Data rows:
-- Begin --

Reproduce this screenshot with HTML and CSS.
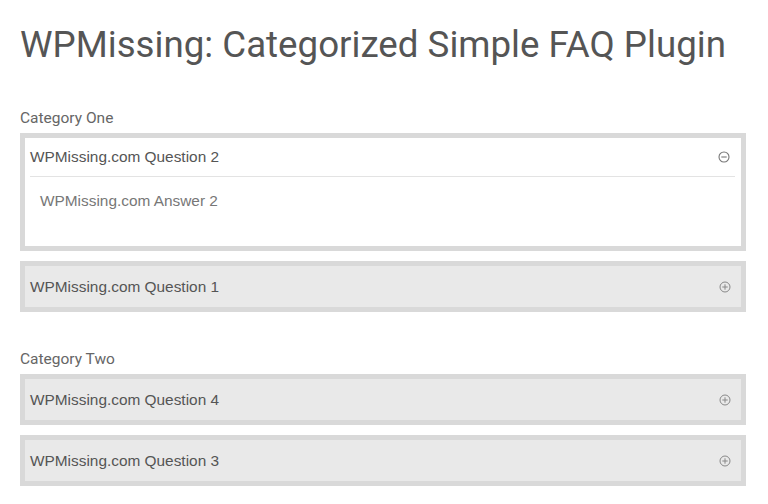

-- End --
-- Begin --

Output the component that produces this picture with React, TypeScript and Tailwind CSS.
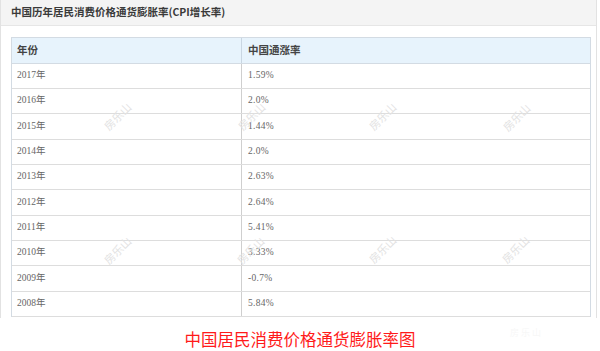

-- End --
-- Begin --

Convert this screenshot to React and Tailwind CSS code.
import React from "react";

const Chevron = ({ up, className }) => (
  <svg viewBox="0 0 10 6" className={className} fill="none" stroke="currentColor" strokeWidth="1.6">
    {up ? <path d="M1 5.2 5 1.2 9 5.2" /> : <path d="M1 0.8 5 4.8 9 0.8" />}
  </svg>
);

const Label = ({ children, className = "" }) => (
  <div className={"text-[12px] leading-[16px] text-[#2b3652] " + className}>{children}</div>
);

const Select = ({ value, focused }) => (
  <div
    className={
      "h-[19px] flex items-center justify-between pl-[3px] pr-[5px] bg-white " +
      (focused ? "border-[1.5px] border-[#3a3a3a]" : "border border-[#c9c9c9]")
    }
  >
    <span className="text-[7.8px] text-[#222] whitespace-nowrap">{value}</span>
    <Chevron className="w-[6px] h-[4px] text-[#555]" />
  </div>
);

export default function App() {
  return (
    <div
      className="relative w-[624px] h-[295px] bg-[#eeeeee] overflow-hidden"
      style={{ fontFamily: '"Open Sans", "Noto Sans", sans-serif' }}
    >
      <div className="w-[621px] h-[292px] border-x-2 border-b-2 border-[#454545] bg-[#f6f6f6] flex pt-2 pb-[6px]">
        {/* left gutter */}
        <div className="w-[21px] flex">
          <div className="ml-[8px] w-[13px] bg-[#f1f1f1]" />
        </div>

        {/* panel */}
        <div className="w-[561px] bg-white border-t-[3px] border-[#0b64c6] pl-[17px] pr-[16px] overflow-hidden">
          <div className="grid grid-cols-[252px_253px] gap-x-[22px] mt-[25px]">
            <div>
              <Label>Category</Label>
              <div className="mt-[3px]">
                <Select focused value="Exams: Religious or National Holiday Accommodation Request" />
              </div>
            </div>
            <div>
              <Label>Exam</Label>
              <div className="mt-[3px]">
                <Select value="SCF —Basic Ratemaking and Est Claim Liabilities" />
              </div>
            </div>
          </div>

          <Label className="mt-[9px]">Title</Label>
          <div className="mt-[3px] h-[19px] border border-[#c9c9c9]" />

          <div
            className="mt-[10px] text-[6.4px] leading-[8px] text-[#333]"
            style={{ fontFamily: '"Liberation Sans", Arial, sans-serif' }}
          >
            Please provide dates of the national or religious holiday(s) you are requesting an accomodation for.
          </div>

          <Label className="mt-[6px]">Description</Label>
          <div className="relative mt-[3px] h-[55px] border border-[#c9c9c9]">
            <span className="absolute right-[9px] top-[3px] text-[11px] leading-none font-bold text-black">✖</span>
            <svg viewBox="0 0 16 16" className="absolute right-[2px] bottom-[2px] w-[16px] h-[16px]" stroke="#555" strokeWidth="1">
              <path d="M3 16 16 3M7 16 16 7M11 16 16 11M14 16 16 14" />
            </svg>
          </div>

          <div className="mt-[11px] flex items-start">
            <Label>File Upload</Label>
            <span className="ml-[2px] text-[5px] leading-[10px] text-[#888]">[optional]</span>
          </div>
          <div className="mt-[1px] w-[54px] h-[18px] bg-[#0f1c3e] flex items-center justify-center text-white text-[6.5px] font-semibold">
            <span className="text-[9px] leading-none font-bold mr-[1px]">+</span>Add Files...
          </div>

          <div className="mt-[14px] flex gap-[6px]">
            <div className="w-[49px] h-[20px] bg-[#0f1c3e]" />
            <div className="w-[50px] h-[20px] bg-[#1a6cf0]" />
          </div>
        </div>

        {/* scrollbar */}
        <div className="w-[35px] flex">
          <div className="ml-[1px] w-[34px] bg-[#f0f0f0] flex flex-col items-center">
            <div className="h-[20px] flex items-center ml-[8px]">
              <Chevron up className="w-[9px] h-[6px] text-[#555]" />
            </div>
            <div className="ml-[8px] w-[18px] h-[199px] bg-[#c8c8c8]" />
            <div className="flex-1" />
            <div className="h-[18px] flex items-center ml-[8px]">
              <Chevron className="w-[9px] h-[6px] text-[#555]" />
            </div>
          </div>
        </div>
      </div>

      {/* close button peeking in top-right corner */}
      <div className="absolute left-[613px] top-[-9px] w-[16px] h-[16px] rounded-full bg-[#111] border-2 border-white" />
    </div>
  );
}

-- End --

What is required:
Pull out every line of the records above that contains the word "this".

The answer:
Reproduce this screenshot with HTML and CSS.
Output the component that produces this picture with React, TypeScript and Tailwind CSS.
Convert this screenshot to React and Tailwind CSS code.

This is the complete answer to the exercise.